Durmaz’ın bu sözleri üzerine, “Hükümet katılıyor mu” sorusu yöneltilen hükümet sözcüsü Bekir Bozdağ, “Katılmıyoruz” yanıtını verdi.

‘Yüz binlerce insanımız hayatını kaybedecek’

Söz konusu torba yasaya ret oyu veren tek parti HDP olmuştu. Dönemin İstanbul milletvekili HDP’li Garo Paylan söz alarak şunları kaydetmişti:

*İmar affıyla ilgili de bir hatırlatma daha yapayım çünkü vebali boynunuza olacak, onu söyleyeyim, biz muhalefet edeceğiz. Biz elbette vatandaşımızın mülkünün bir barınma hakkı çerçevesinde kayıt altına alınmasını sonuna kadar destekliyoruz ama barınma hakkıyla rantiyeciyi ayırmazsanız böyle varlık barışı olmaz arkadaşlar.

*Tüyü bitmemiş yetimin hakkı var burada, vebal altındasınız. O binalar denetimden geçmeden o binaları kayıt altına alırsanız arkadaşlar, yarın öbür gün olabilecek her şeyde vebal altında olacaksınız. O binalar bir depremde yıkıldığında binlerce, on binlerce, yüz binlerce insanımız hayatını kaybedebilecek.
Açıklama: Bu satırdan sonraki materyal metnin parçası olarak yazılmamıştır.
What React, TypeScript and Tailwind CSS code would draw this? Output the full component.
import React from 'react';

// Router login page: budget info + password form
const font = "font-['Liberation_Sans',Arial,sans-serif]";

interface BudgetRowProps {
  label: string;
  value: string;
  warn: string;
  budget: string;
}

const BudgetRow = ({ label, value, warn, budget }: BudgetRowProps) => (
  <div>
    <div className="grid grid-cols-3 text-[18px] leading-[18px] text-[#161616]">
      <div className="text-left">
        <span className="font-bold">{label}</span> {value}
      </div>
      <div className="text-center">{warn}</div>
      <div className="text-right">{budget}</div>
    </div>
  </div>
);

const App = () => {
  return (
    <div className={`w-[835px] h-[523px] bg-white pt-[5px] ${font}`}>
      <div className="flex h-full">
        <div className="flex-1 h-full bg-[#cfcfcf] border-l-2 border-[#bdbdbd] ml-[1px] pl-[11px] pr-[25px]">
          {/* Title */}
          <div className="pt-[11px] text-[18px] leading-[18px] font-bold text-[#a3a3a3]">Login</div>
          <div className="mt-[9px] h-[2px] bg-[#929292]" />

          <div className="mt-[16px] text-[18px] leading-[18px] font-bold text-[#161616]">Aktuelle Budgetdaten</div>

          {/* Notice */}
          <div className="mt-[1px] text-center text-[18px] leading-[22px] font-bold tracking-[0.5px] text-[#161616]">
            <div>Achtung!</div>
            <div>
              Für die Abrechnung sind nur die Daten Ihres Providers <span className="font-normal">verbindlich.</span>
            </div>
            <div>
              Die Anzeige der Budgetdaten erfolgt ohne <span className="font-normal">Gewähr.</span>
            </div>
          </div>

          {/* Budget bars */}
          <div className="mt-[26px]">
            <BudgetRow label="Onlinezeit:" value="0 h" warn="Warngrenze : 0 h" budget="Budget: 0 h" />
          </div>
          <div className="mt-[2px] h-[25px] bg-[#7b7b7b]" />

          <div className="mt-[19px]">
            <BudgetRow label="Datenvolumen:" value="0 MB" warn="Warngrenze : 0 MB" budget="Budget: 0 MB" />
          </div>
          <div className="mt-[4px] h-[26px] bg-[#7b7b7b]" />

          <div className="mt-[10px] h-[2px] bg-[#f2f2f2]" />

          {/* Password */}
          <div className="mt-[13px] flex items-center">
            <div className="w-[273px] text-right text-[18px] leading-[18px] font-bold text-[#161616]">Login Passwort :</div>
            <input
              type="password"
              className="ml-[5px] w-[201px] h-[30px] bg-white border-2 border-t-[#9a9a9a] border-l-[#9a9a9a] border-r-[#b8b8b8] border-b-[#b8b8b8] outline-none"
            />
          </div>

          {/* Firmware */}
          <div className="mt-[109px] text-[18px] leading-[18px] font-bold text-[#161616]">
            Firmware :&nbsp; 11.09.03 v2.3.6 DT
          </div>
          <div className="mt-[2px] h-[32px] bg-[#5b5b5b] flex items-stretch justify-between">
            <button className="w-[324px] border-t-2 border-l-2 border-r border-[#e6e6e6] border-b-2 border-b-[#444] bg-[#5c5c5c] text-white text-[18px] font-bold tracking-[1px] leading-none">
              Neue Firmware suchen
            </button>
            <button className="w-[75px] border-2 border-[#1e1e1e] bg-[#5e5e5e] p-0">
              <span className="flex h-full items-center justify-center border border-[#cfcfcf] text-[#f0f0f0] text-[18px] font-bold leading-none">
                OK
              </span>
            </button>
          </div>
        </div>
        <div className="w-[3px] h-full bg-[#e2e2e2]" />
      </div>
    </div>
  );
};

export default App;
*O binaları kayıt altına aldığımızda arkadaşlar, onlara iskan belgesini verdiğimizde o binalar yıkılmayacak, kentsel dönüşüm yavaşlayacak, bunu böyle bilin çünkü 10 kat kaçak binası olan bir insana siz derseniz ki “Arkadaş, ben senin binana kayıt veriyorum, temize çıkarıyorum” o insan o binayı yıkmaz, 10 daireden kirayı alır, sittin sene o kirayı almaya devam eder.

MHP de uyarmış

MHP Mersin Milletvekili Baki Şimşek de imar affına katıldığını bazı bölümlerineyse karşı çıktıklarını söylemişti. Şimşek şunları kaydetmişti: “Yani imar affının kapsamı içerisinde biz birtakım şeyleri destekliyoruz ama bu şekilde gelmesini de doğru bulmuyoruz. İmar planı olmadan sadece bir krokiyle bir önerge gelip geçebilir mi? Bir de İstanbul Boğazı yani en hassas yer. Biz bu şekilde karşı olduğumuzu belirtiyoruz.”